BEFORE VISUALIZATION INTERACTIONS
Before beginning deeper analysis, it is helpful to click the “Topics” heading in the topic-cluster chart. This will sort your topic-clusters by the number of documents associated with it. This serves as a proxy for a topic-cluster’s relative weight in the model. Once sorted, spend some time looking through the top words in each topic-cluster beginning with the weightiest.
-
Are there any surprising terms or surprising terms co-occurring?
- Try clicking into the topic-cluster to populate the document-viewer and see where the surprising term shows up in context.
- Note: These documents are listed in order of their correlation to the selected topic-cluster or topic.
-
Are there words that occur in (almost) every topic-cluster?
- Before considering these to be stop-words, notice the topic-clusters where they are absent and consider what their absence/presence might reveal.
-
Is there a topic-cluster (or two) that contain largely ‘normal’ or even boring terms?
- This will vary depending on your corpus, but often a model will pick up on the endemic or structural language of a dataset.
-
Is there a topic-cluster with relatively lower probability scores even among that topic-cluster’s top documents?
- If a topic or topic-cluster has low scoring documents, but still a high number of documents, this might signal an area that is a common sub-topic. Think “supporting actor” who’s in everything.
NETWORK VISUALIZATION
In the Network Visualization, each node represents one topic within the model. The size of these nodes depicts that topic’s relative prominence in the model. The color of each node represents that topic’s parent topic-cluster. You can also scroll over a topic-node to see the parent topic-cluster as well as the top terms of the individual topic.
Begin by clicking through each topic-cluster in the topic-cluster chart and see what space in the network that topic-cluster inhabits.
- Is the topic-cluster spread out or does it cluster its topics more tightly?
- What are each topic-cluster’s nearest neighbors?
- Are there clear ‘neighborhoods’ in the network?
Once familiarized with the network's areas and topic locations, add additional complexity to the visualization by interacting with the network visualization’s Doc-link Limit Slider tool. This tool controls edges forming between topic nodes. In the network visualization of the topic model, edges depict shared documents between individual topic nodes. Moving the Doc-Link Limit slider down, to the left will lower the threshold of documents required to form an edge. In other words, if you set the slider to 100, edges will appear between topics that co-occur in 100 (or more) documents. Setting the slider to a lower number, will then show more (weaker) edges. You can manipulate this slider through dragging it, or with the arrow keys on your keyboard. Adjust this down little by little to see what edges appear and at what threshold, while keeping in mind what you’ve learned about the network’s characteristics so far.
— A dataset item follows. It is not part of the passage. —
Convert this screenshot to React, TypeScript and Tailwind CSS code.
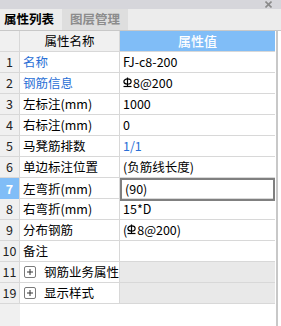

- What edges appear at the highest threshold (the “first” or “strongest” edges)?
- Which neighborhoods in the network are strongly connected to each other?
- Which neighborhoods in the network are relatively disconnected from each other?
- Are there any “island” neighborhoods in the network?Which edges appear that connect across the widest span of the network?
- Is there one, a few, or many edges connecting topic-clusters? Network neighborhoods? I.e., Do these connections rely on a single edge or is that responsibility dispersed?
- Is there one particular topic node, or a few, connecting multiple topic-clusters? Network neighborhoods?
CIRCLE VISUALIZATION
This Circle Visualization depicts the top words of topic-clusters and the other topic-clusters that share that word among their top words. This relationship is depicted by blue lines. Word circle size represents the number of occurrences of that word in the cluster's topic's top words.
Words in this circle all have high levels of dataset occurrence. However using this circle visualization you can better see which words form the strongest vocabulary in your network.
Conversely, and perhaps more interestingly, this also allows for an easier view of words that, while having a high occurrence in a given topic-cluster, are not as strongly present across the model as a whole. In other words, if you find a word in the circle visualization that does not have a lot of blue lines connecting across clusters, this word is then more specific to that topic-cluster. This specificity is helpful in understanding the topic-cluster’s more individual character. It is also helpful to make distinctions between topic-clusters that appear to be closely related to each other.
TREE VISUALIZATION
The last tab option is the TREE visualization. This depicts the hierarchical relationship between the topics (smaller nodes on the right side of the visualization), and their parent topic-clusters (larger nodes on the left side of the visualization).